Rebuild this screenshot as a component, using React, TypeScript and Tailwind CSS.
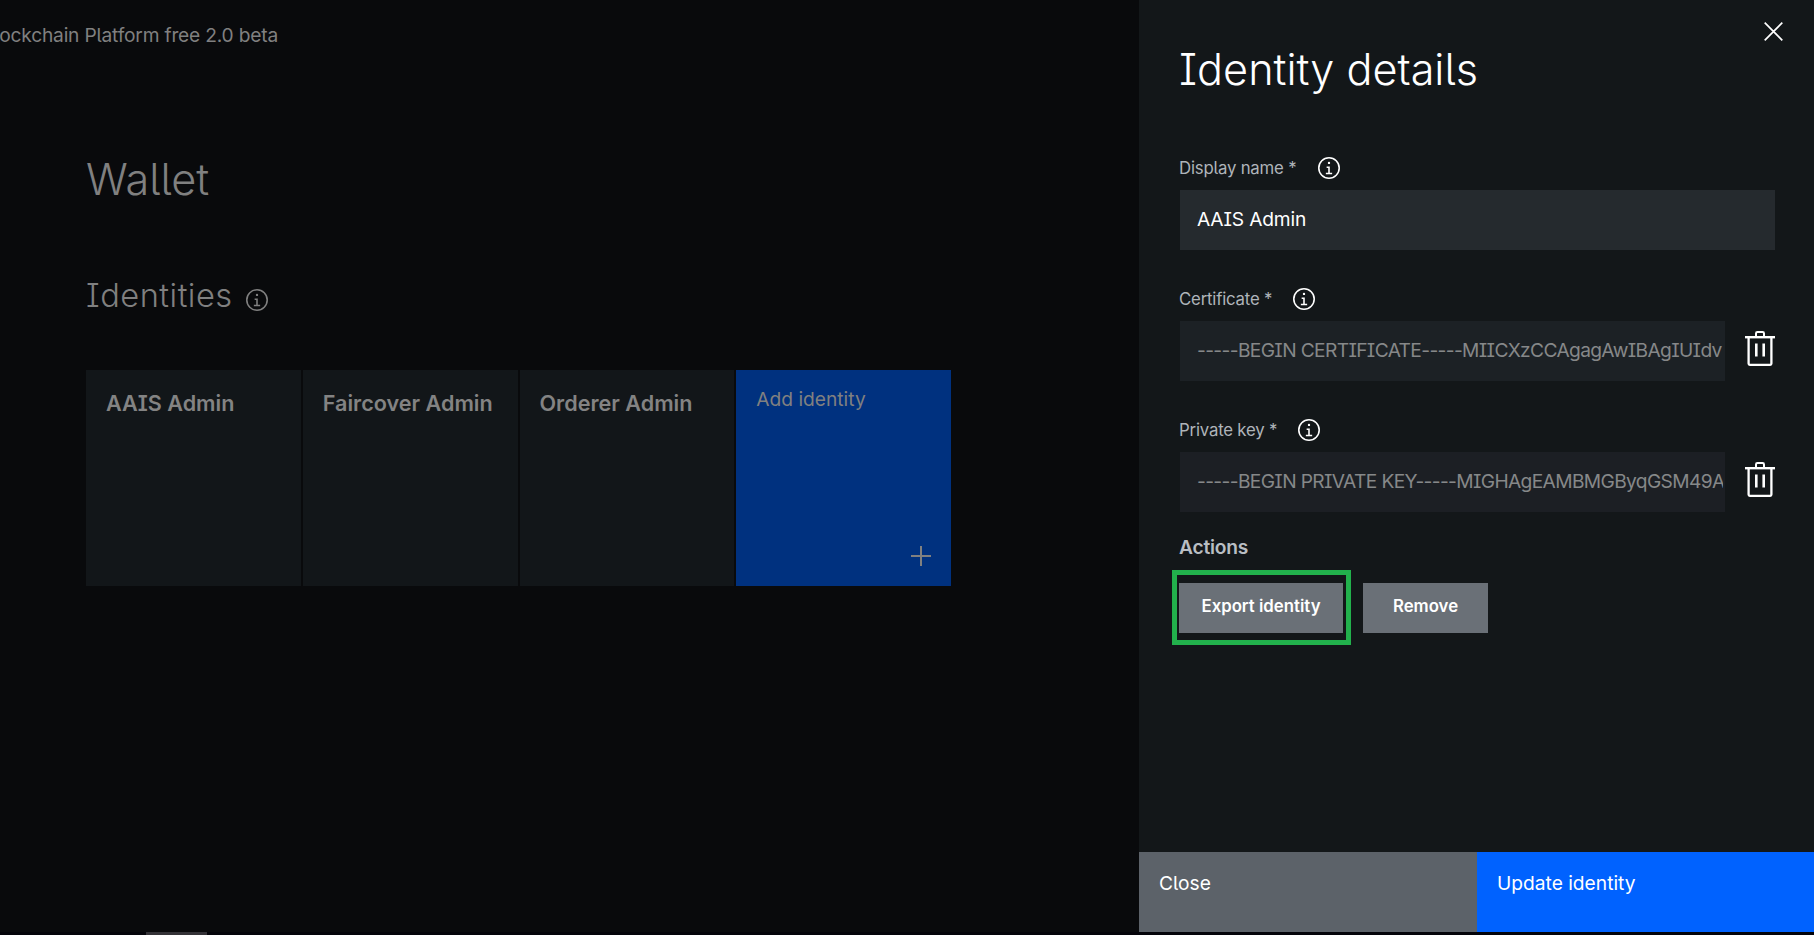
import { clsx } from "clsx";

const fontStack = "font-['Inter','Liberation_Sans',sans-serif] [font-feature-settings:'cv08','cv05']";

function InfoIcon({ className }: { className?: string }) {
  return (
    <svg viewBox="2 2 28 28" className={clsx("size-[22px] shrink-0", className)} fill="currentColor" aria-hidden="true">
      <path d="M17 22v-8h-4v2h2v6h-3v2h8v-2zM16 8a1.5 1.5 0 1 0 1.5 1.5A1.5 1.5 0 0 0 16 8z" />
      <path d="M16 30a14 14 0 1 1 14-14 14 14 0 0 1-14 14zm0-26a12 12 0 1 0 12 12A12 12 0 0 0 16 4z" />
    </svg>
  );
}

function TrashIcon() {
  return (
    <svg viewBox="0 0 30 35" className="h-[35px] w-[30px]" fill="none" stroke="#fff" strokeWidth="2" aria-hidden="true">
      <path d="M0 6.2h30" strokeWidth="2.4" />
      <path d="M11 6V2.4Q11 1 12.4 1h5.2Q19 1 19 2.4V6" />
      <path d="M3.6 7v25.6q0 1.2 1.2 1.2h20.4q1.2 0 1.2-1.2V7" strokeWidth="2.3" />
      <path d="M11.3 12.5v13M18.7 12.5v13" strokeWidth="2.6" />
    </svg>
  );
}

function IdentityCard({ name }: { name: string }) {
  return (
    <div className="h-[216px] bg-[#121619] pt-[21px] pl-5">
      <div className="text-[21.6px] leading-6 font-semibold whitespace-nowrap text-[#838383]">{name}</div>
    </div>
  );
}

interface FieldProps {
  label: string;
  gap: string;
  value: string;
  valueClass: string;
  removable?: boolean;
}

function Field({ label, gap, value, valueClass, removable }: FieldProps) {
  return (
    <div>
      <div className={clsx("flex h-6 items-center", gap)}>
        <span className="pt-0.5 text-[16.8px] tracking-[-0.2px] text-[#afb4b9]">{label}</span>
        <InfoIcon className="text-white" />
      </div>
      <div className="mt-2.5 ml-px flex items-center">
        <div className={clsx("h-[60px] min-w-0 flex-1 pr-0.5 pl-[17px]", valueClass)}>
          <div className="overflow-hidden text-[19.2px] leading-[58px] whitespace-nowrap">{value}</div>
        </div>
        {removable && (
          <button className="mt-[-5px] ml-5">
            <TrashIcon />
          </button>
        )}
      </div>
    </div>
  );
}

export default function App() {
  return (
    <div className={clsx("flex h-[935px] w-[1814px] flex-col overflow-hidden bg-[#04040a]", fontStack)}>
      <div className="flex h-[932px]">
        <main className="w-[1139px] bg-[#090a0c] text-[#808080]">
          <header className="flex w-[278px] justify-end overflow-hidden pt-[23px]">
            <span className="shrink-0 text-[19.2px] leading-6 tracking-[-0.2px] whitespace-nowrap">
              IBM Blockchain Platform free 2.0 beta
            </span>
          </header>
          <div className="pl-[86px]">
            <h1 className="mt-[104px] text-[43.2px] leading-[56px] font-light">Wallet</h1>
            <div className="mt-[68px] flex h-10 items-center">
              <h2 className="w-40 text-[32.6px] leading-10 font-light tracking-[0.5px]">Identities</h2>
              <InfoIcon className="mt-[10px]" />
            </div>
            <div className="mt-[55px] grid w-[865px] grid-cols-4 gap-0.5">
              <IdentityCard name="AAIS Admin" />
              <IdentityCard name="Faircover Admin" />
              <IdentityCard name="Orderer Admin" />
              <div className="flex h-[216px] flex-col justify-between bg-[#00317f] pt-[17px] pr-5 pb-5 pl-5">
                <span className="text-[19.2px] leading-6">Add identity</span>
                <svg viewBox="0 0 20 20" className="size-5 self-end" stroke="currentColor" strokeWidth="2" aria-hidden="true">
                  <path d="M10 0v20M0 10h20" />
                </svg>
              </div>
            </div>
          </div>
        </main>

        <aside className="relative flex w-[675px] flex-col bg-[#131719] text-white">
          <button className="absolute top-[22px] right-[31px]">
            <svg viewBox="0 0 19 19" className="size-[19px]" stroke="currentColor" strokeWidth="1.7" aria-hidden="true">
              <path d="M.7.7l17.6 17.6M18.3.7L.7 18.3" />
            </svg>
          </button>
          <div className="pt-[41px] pr-[39px] pl-10">
            <h2 className="text-[43.2px] leading-[56px] font-light">Identity details</h2>
            <div className="mt-[59px] flex flex-col gap-[37px]">
              <Field label="Display name *" gap="gap-[22px]" value="AAIS Admin" valueClass="bg-[#252a2e] tracking-[-0.15px]" />
              <Field
                label="Certificate *"
                gap="gap-[21px]"
                value="-----BEGIN CERTIFICATE-----MIICXzCCAgagAwIBAgIUIdv"
                valueClass="bg-[#1c2125] text-[#868889] tracking-[-0.65px]"
                removable
              />
              <Field
                label="Private key *"
                gap="gap-[21px]"
                value="-----BEGIN PRIVATE KEY-----MIGHAgEAMBMGByqGSM49AgEG"
                valueClass="bg-[#1c1f24] text-[#868889] tracking-[-0.65px]"
                removable
              />
            </div>
            <h3 className="mt-[23px] text-[19.2px] leading-6 font-semibold tracking-[-0.2px] text-[#b9bec3]">Actions</h3>
            <div className="mt-6 flex gap-5">
              <button className="relative h-[50px] w-[164px] bg-[#6a7077] pb-0.5 text-[16.8px] font-semibold whitespace-nowrap">
                Export identity
                <span className="absolute -top-[13px] -left-[7px] h-[75px] w-[179px] border-5 border-[#22b14c]" />
              </button>
              <button className="h-[50px] w-[125px] bg-[#6a7077] pb-0.5 text-[16.8px] font-semibold">Remove</button>
            </div>
          </div>
          <footer className="mt-auto flex h-20 text-[19.2px] leading-6">
            <button className="flex w-[338px] items-start bg-[#5c6269] pt-[19px] pl-5">Close</button>
            <button className="flex flex-1 items-start bg-[#0062ff] pt-[19px] pl-5">Update identity</button>
          </footer>
        </aside>
      </div>
      <div className="h-[3px] pl-[146px]">
        <div className="h-full w-[61px] bg-[#343237]" />
      </div>
    </div>
  );
}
--------
Reproduce the material word for word. Any pictures should be left out of the copy.

Rebuild this screenshot as a component, using React, TypeScript and Tailwind CSS.
import { clsx } from "clsx";

const fontStack = "font-['Inter','Liberation_Sans',sans-serif] [font-feature-settings:'cv08','cv05']";

function InfoIcon({ className }: { className?: string }) {
  return (
    <svg viewBox="2 2 28 28" className={clsx("size-[22px] shrink-0", className)} fill="currentColor" aria-hidden="true">
      <path d="M17 22v-8h-4v2h2v6h-3v2h8v-2zM16 8a1.5 1.5 0 1 0 1.5 1.5A1.5 1.5 0 0 0 16 8z" />
      <path d="M16 30a14 14 0 1 1 14-14 14 14 0 0 1-14 14zm0-26a12 12 0 1 0 12 12A12 12 0 0 0 16 4z" />
    </svg>
  );
}

function TrashIcon() {
  return (
    <svg viewBox="0 0 30 35" className="h-[35px] w-[30px]" fill="none" stroke="#fff" strokeWidth="2" aria-hidden="true">
      <path d="M0 6.2h30" strokeWidth="2.4" />
      <path d="M11 6V2.4Q11 1 12.4 1h5.2Q19 1 19 2.4V6" />
      <path d="M3.6 7v25.6q0 1.2 1.2 1.2h20.4q1.2 0 1.2-1.2V7" strokeWidth="2.3" />
      <path d="M11.3 12.5v13M18.7 12.5v13" strokeWidth="2.6" />
    </svg>
  );
}

function IdentityCard({ name }: { name: string }) {
  return (
    <div className="h-[216px] bg-[#121619] pt-[21px] pl-5">
      <div className="text-[21.6px] leading-6 font-semibold whitespace-nowrap text-[#838383]">{name}</div>
    </div>
  );
}

interface FieldProps {
  label: string;
  gap: string;
  value: string;
  valueClass: string;
  removable?: boolean;
}

function Field({ label, gap, value, valueClass, removable }: FieldProps) {
  return (
    <div>
      <div className={clsx("flex h-6 items-center", gap)}>
        <span className="pt-0.5 text-[16.8px] tracking-[-0.2px] text-[#afb4b9]">{label}</span>
        <InfoIcon className="text-white" />
      </div>
      <div className="mt-2.5 ml-px flex items-center">
        <div className={clsx("h-[60px] min-w-0 flex-1 pr-0.5 pl-[17px]", valueClass)}>
          <div className="overflow-hidden text-[19.2px] leading-[58px] whitespace-nowrap">{value}</div>
        </div>
        {removable && (
          <button className="mt-[-5px] ml-5">
            <TrashIcon />
          </button>
        )}
      </div>
    </div>
  );
}

export default function App() {
  return (
    <div className={clsx("flex h-[935px] w-[1814px] flex-col overflow-hidden bg-[#04040a]", fontStack)}>
      <div className="flex h-[932px]">
        <main className="w-[1139px] bg-[#090a0c] text-[#808080]">
          <header className="flex w-[278px] justify-end overflow-hidden pt-[23px]">
            <span className="shrink-0 text-[19.2px] leading-6 tracking-[-0.2px] whitespace-nowrap">
              IBM Blockchain Platform free 2.0 beta
            </span>
          </header>
          <div className="pl-[86px]">
            <h1 className="mt-[104px] text-[43.2px] leading-[56px] font-light">Wallet</h1>
            <div className="mt-[68px] flex h-10 items-center">
              <h2 className="w-40 text-[32.6px] leading-10 font-light tracking-[0.5px]">Identities</h2>
              <InfoIcon className="mt-[10px]" />
            </div>
            <div className="mt-[55px] grid w-[865px] grid-cols-4 gap-0.5">
              <IdentityCard name="AAIS Admin" />
              <IdentityCard name="Faircover Admin" />
              <IdentityCard name="Orderer Admin" />
              <div className="flex h-[216px] flex-col justify-between bg-[#00317f] pt-[17px] pr-5 pb-5 pl-5">
                <span className="text-[19.2px] leading-6">Add identity</span>
                <svg viewBox="0 0 20 20" className="size-5 self-end" stroke="currentColor" strokeWidth="2" aria-hidden="true">
                  <path d="M10 0v20M0 10h20" />
                </svg>
              </div>
            </div>
          </div>
        </main>

        <aside className="relative flex w-[675px] flex-col bg-[#131719] text-white">
          <button className="absolute top-[22px] right-[31px]">
            <svg viewBox="0 0 19 19" className="size-[19px]" stroke="currentColor" strokeWidth="1.7" aria-hidden="true">
              <path d="M.7.7l17.6 17.6M18.3.7L.7 18.3" />
            </svg>
          </button>
          <div className="pt-[41px] pr-[39px] pl-10">
            <h2 className="text-[43.2px] leading-[56px] font-light">Identity details</h2>
            <div className="mt-[59px] flex flex-col gap-[37px]">
              <Field label="Display name *" gap="gap-[22px]" value="AAIS Admin" valueClass="bg-[#252a2e] tracking-[-0.15px]" />
              <Field
                label="Certificate *"
                gap="gap-[21px]"
                value="-----BEGIN CERTIFICATE-----MIICXzCCAgagAwIBAgIUIdv"
                valueClass="bg-[#1c2125] text-[#868889] tracking-[-0.65px]"
                removable
              />
              <Field
                label="Private key *"
                gap="gap-[21px]"
                value="-----BEGIN PRIVATE KEY-----MIGHAgEAMBMGByqGSM49AgEG"
                valueClass="bg-[#1c1f24] text-[#868889] tracking-[-0.65px]"
                removable
              />
            </div>
            <h3 className="mt-[23px] text-[19.2px] leading-6 font-semibold tracking-[-0.2px] text-[#b9bec3]">Actions</h3>
            <div className="mt-6 flex gap-5">
              <button className="relative h-[50px] w-[164px] bg-[#6a7077] pb-0.5 text-[16.8px] font-semibold whitespace-nowrap">
                Export identity
                <span className="absolute -top-[13px] -left-[7px] h-[75px] w-[179px] border-5 border-[#22b14c]" />
              </button>
              <button className="h-[50px] w-[125px] bg-[#6a7077] pb-0.5 text-[16.8px] font-semibold">Remove</button>
            </div>
          </div>
          <footer className="mt-auto flex h-20 text-[19.2px] leading-6">
            <button className="flex w-[338px] items-start bg-[#5c6269] pt-[19px] pl-5">Close</button>
            <button className="flex flex-1 items-start bg-[#0062ff] pt-[19px] pl-5">Update identity</button>
          </footer>
        </aside>
      </div>
      <div className="h-[3px] pl-[146px]">
        <div className="h-full w-[61px] bg-[#343237]" />
      </div>
    </div>
  );
}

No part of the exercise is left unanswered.